Blogger Oakes Spalding has read the complete text of the findings, and according to him, "a fair reading of the findings exonerates Fr. Phillips from the sort of sexual activity or wrongdoing, including homosexual relationships and homosexual advances or behavior, that people have imagined might constitute 'inappropriate conduct.'"
He continued, "In addition, to put it more bluntly for these charged times, the findings do not establish or even indicate that Fr. Phillips is or might be homosexual."
At most, he exhibited "imprudence and/or bad judgment in a number of areas," Spalding noted. "As for the original charges made by the accusers, the findings were quite clear that they were not credible."
Phillips has been quietly pursuing his case through canon law, an April 29 letter from his canon lawyer, Alan Kershaw, laying out the timeline of events.
Phillips was first made aware of the accusations against him on February 26. On March 2, accompanied by his civil lawyer, he met with Szarek as well as Fr. Dennis Lyle, Fr. Jeremy Thomas and Sr. Joan McGlinchey of the archdiocese. He "did not respond to the allegations," the letter stated, "[nor] was he legally obliged to."
Ten days later, Cupich announced his decision to suspend Phillips' faculties, and on March 16 published an open letter declaring the presence of "credible allegations of improper conduct involving adult men."
A media firestorm erupted nationally and internationally, leading to widespread speculation over Phillips' sexual orientation and questioning of his reputation.
On March 26, Phillips formally petitioned Cupich to revoke his decree and restore his position at the parish — which Cupich ignored.
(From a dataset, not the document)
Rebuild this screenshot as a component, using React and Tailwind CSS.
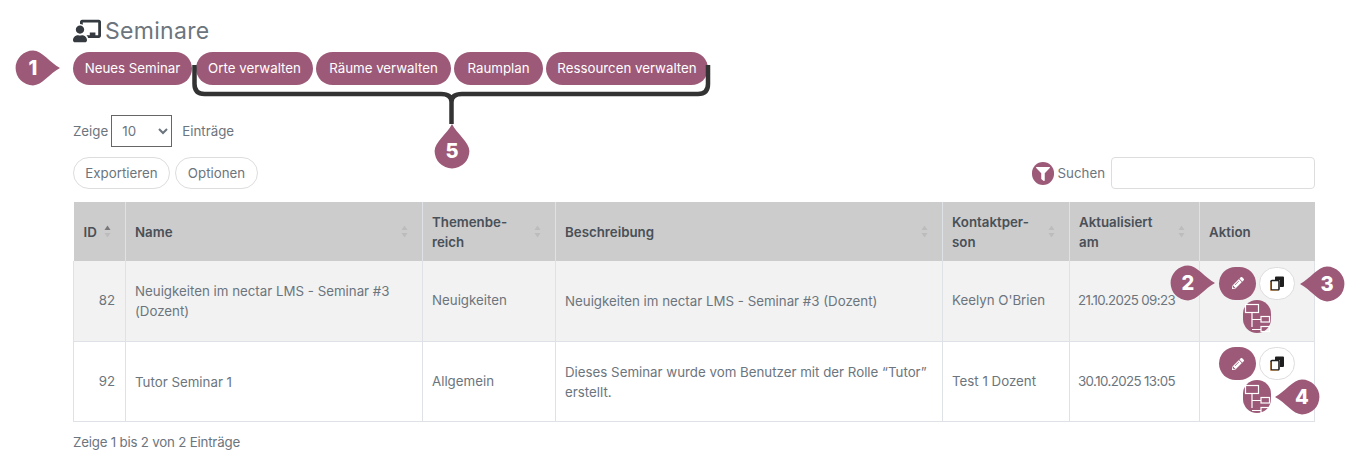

In a meeting in April, the cardinal went on to accuse Phillips of being guilty of the charges and discouraged members of the Canons Regular from testifying on his behalf during the investigation.
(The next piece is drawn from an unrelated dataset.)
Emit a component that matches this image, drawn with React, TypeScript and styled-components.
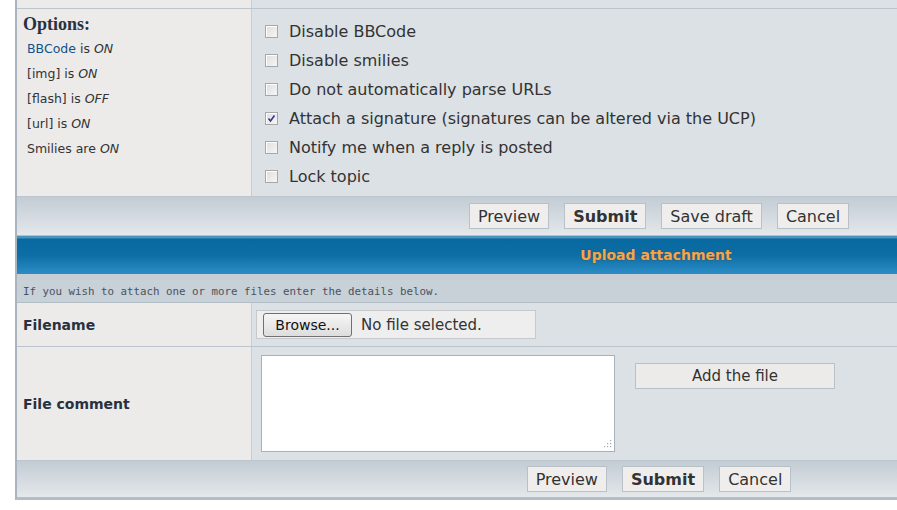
import React from 'react'
import styled, { createGlobalStyle } from 'styled-components'

const GlobalStyle = createGlobalStyle`
  html, body {
    margin: 0;
    padding: 0;
    background: #ffffff;
    overflow: hidden;
  }
  body {
    font-family: 'DejaVu Sans', Verdana, sans-serif;
    color: #333333;
  }
`

const Page = styled.div`
  padding-left: 15px;
  width: 1290px;
`

const Panel = styled.div`
  border-left: 2px solid #a9b4be;
  border-bottom: 2px solid #b3bdc6;
`

const Row = styled.div<{ $height: number }>`
  display: grid;
  grid-template-columns: 235px 1fr;
  height: ${p => p.$height}px;
  border-bottom: 1px solid #bcc5ce;
`

const LeftCell = styled.div<{ $center?: boolean }>`
  background: #ecebea;
  border-right: 1px solid #c5cdd5;
  padding: 5px 6px 0 6px;
  display: flex;
  flex-direction: column;
  justify-content: ${p => (p.$center ? 'center' : 'flex-start')};
  ${p => (p.$center ? 'padding-top: 0;' : '')}
`

const RightCell = styled.div`
  background: #dce1e5;
`

const OptionsTitle = styled.div`
  font-family: 'Liberation Serif', 'DejaVu Serif', serif;
  font-weight: bold;
  font-size: 18px;
  line-height: 20px;
  color: #28313f;
  margin-bottom: 2px;
`

const OptionLine = styled.div`
  font-size: 12.5px;
  line-height: 25px;
  padding-left: 4px;
  color: #333;

  em {
    font-style: italic;
  }
`

const BBLink = styled.span`
  color: #105289;
`

const CheckList = styled.div`
  display: flex;
  flex-direction: column;
  padding: 8px 0 0 13px;
`

const CheckRow = styled.label`
  display: flex;
  align-items: center;
  gap: 11px;
  height: 29px;
  font-size: 16px;
  color: #333;
`

const Box = styled.span`
  width: 11px;
  height: 11px;
  border: 1px solid #a7a7a7;
  background: linear-gradient(135deg, #dedede, #f6f6f6);
  display: flex;
  align-items: center;
  justify-content: center;
  box-shadow: inset 1px 1px 0 #ffffff;
`

const ButtonBar = styled.div<{ $height: number }>`
  height: ${p => p.$height}px;
  display: flex;
  justify-content: center;
  align-items: center;
  gap: 15px;
  padding-right: 4px;
  background: linear-gradient(to bottom, #c3ccd4, #dee3e7 85%, #e6e9ec);
  border-bottom: 1px solid #b5bfc8;
`

const Button = styled.button<{ $bold?: boolean }>`
  font-family: 'DejaVu Sans', Verdana, sans-serif;
  font-size: 16px;
  font-weight: ${p => (p.$bold ? 'bold' : 'normal')};
  color: #333;
  background: #efeeed;
  border: 1px solid #b8c0c8;
  height: 26px;
  padding: 0 8px;
  margin: 0;
`

const BlueHeader = styled.div`
  height: 38px;
  background: linear-gradient(to bottom, #4b92bd 0, #4b92bd 2px, #0868a0 3px, #0d6ea6 50%, #2c8dc6 100%);
  display: flex;
  align-items: center;
  justify-content: center;
  padding-right: 10px;
  font-weight: bold;
  font-size: 14px;
  color: #f4a64a;
  text-shadow: 0 0 2px #3d4a55;
  border-bottom: 6px solid #c8ced4;
`

const InfoRow = styled.div`
  height: 22px;
  background: #c8d0d8;
  font-family: 'DejaVu Sans Mono', 'Liberation Mono', monospace;
  font-size: 10.8px;
  color: #4a5360;
  display: flex;
  align-items: center;
  padding-left: 6px;
  border-bottom: 1px solid #b3bdc6;
`

const Label = styled.div`
  font-weight: bold;
  font-size: 14px;
  color: #28313f;
`

const FileBox = styled.div`
  margin: 7px 0 0 4px;
  width: 280px;
  height: 29px;
  box-sizing: border-box;
  background: #eeeeee;
  border: 1px solid #c5c9cc;
  display: flex;
  align-items: center;
  gap: 9px;
  padding-left: 6px;
  font-size: 15px;
  color: #333;
`

const BrowseButton = styled.button`
  font-family: 'DejaVu Sans', Verdana, sans-serif;
  font-size: 14px;
  color: #111;
  height: 24px;
  width: 89px;
  border: 1px solid #707070;
  border-radius: 3px;
  background: linear-gradient(to bottom, #f6f6f6, #dddddd);
  padding: 0;
`

const CommentCell = styled.div`
  background: #dce1e5;
  display: flex;
  gap: 20px;
  padding: 8px 0 0 9px;
`

const AreaWrap = styled.div`
  position: relative;
  width: 354px;
  height: 97px;
`

const TextArea = styled.textarea`
  width: 100%;
  height: 100%;
  box-sizing: border-box;
  border: 1px solid #a8b1ba;
  background: #ffffff;
  resize: none;
  margin: 0;
`

const Grip = styled.svg`
  position: absolute;
  right: 3px;
  bottom: 4px;
`

const AddButton = styled.button`
  font-family: 'DejaVu Sans', Verdana, sans-serif;
  font-size: 15px;
  color: #333;
  background: #ecebea;
  border: 1px solid #b8c0c8;
  width: 200px;
  height: 26px;
  margin-top: 8px;
  padding: 0;
`

const options: { label: string; checked?: boolean }[] = [
  { label: 'Disable BBCode' },
  { label: 'Disable smilies' },
  { label: 'Do not automatically parse URLs' },
  { label: 'Attach a signature (signatures can be altered via the UCP)', checked: true },
  { label: 'Notify me when a reply is posted' },
  { label: 'Lock topic' },
]

const Checkbox = ({ checked }: { checked?: boolean }) => (
  <Box>
    {checked && (
      <svg width="9" height="9" viewBox="0 0 9 9">
        <path d="M1.5 4.5 L3.5 7 L7.5 1.5" stroke="#2b3a8c" strokeWidth="1.6" fill="none" />
      </svg>
    )}
  </Box>
)

const App = (): JSX.Element => (
  <Page>
    <GlobalStyle />
    <Panel>
      <Row $height={8}>
        <LeftCell />
        <RightCell />
      </Row>
      <Row $height={187}>
        <LeftCell>
          <OptionsTitle>Options:</OptionsTitle>
          <OptionLine>
            <BBLink>BBCode</BBLink> is <em>ON</em>
          </OptionLine>
          <OptionLine>
            [img] is <em>ON</em>
          </OptionLine>
          <OptionLine>
            [flash] is <em>OFF</em>
          </OptionLine>
          <OptionLine>
            [url] is <em>ON</em>
          </OptionLine>
          <OptionLine>
            Smilies are <em>ON</em>
          </OptionLine>
        </LeftCell>
        <RightCell>
          <CheckList>
            {options.map(o => (
              <CheckRow key={o.label}>
                <Checkbox checked={o.checked} />
                {o.label}
              </CheckRow>
            ))}
          </CheckList>
        </RightCell>
      </Row>
      <ButtonBar $height={38}>
        <Button>Preview</Button>
        <Button $bold>Submit</Button>
        <Button>Save draft</Button>
        <Button>Cancel</Button>
      </ButtonBar>
      <BlueHeader>Upload attachment</BlueHeader>
      <InfoRow>If you wish to attach one or more files enter the details below.</InfoRow>
      <Row $height={43}>
        <LeftCell $center>
          <Label>Filename</Label>
        </LeftCell>
        <RightCell>
          <FileBox>
            <BrowseButton>Browse...</BrowseButton>
            No file selected.
          </FileBox>
        </RightCell>
      </Row>
      <Row $height={113}>
        <LeftCell $center>
          <Label>File comment</Label>
        </LeftCell>
        <CommentCell>
          <AreaWrap>
            <TextArea />
            <Grip width="9" height="9" viewBox="0 0 9 9">
              <g fill="#a0a8b0">
                <rect x="7" y="1" width="1.2" height="1.2" />
                <rect x="4" y="4" width="1.2" height="1.2" />
                <rect x="7" y="4" width="1.2" height="1.2" />
                <rect x="1" y="7" width="1.2" height="1.2" />
                <rect x="4" y="7" width="1.2" height="1.2" />
                <rect x="7" y="7" width="1.2" height="1.2" />
              </g>
            </Grip>
          </AreaWrap>
          <AddButton>Add the file</AddButton>
        </CommentCell>
      </Row>
      <ButtonBar $height={36}>
        <Button>Preview</Button>
        <Button $bold>Submit</Button>
        <Button>Cancel</Button>
      </ButtonBar>
    </Panel>
  </Page>
)

export default App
The April 29 letter claims Cupich's decree suspending Phillips' faculties and removing him from his parish was canonically null and void.
[P]rior to the completion of any investigation, whether diocesan or by the religious order, you proceeded to inform the media of your decisions as set forth in your March 12th decree. This, Your Eminence, blatantly constitutes a violation of Fr. Phillips' privacy and all rights relative to the preservation of his good name; a clear manifestation, in the minds of many Christifideles, of either an animus against Fr. Phillips, or a high level of suspicion and a low level of skepticism was present during the decision making phase, or, perhaps, a mixture of both ... .
The letter goes on to quote Canon 193 §1, which states that a "person cannot be removed from an office conferred for an indefinite period of time except for grave causes and according to the manner of proceeding defined by law."
"Where is the 'grave cause'?" Kershaw asks. "And, why was the requisite 'manner of proceeding defined by law' set aside, and not followed as prescribed by the Codex?"
Kershaw goes on to note the damage done to Phillips' good name.
Indubitably, Fr. Phillips has been egregiously defamed by his reprobate detractors, including those who have "jumped on the band wagon" ostensibly hoping to have found an opportunity for fraudulent monetary gain.
The damage to Fr. Phillips' reputation has indeed been compounded by those same wide reaching media reports which have caused and continue to consternation and astonishment amongst the Christifideles. Hence, it is left to Rev. Fr. Phillips to discern if and what further action should be taken to restore his good name.
Cupich, however, refuses to reinstate Phillips. In a letter published June 24, Szarek accepts the cardinal's decision not to restore his faculties: "We accept the Archdiocese's decision that Fr. Phillips' faculties for public ministry will remain withdrawn and that he will not return as pastor of St. John Cantius and as Superior of the Canons Regular of St. John Cantius."
Phillips has explained, however, that restrictions placed on him in Chicago will have no effect on his ministry elsewhere.
"Currently, by decree of Cardinal Cupitch [sic] my faculties are suspended only in Chicago," he wrote. "I am free to continue in my calling to serve God in all other geographical locations on the planet. Therefore, I will continue to say mass for you daily and petition for reconciliation with the Cardinal."
Phillips is currently in Rome working with his order and "other church leaders" to discuss future steps.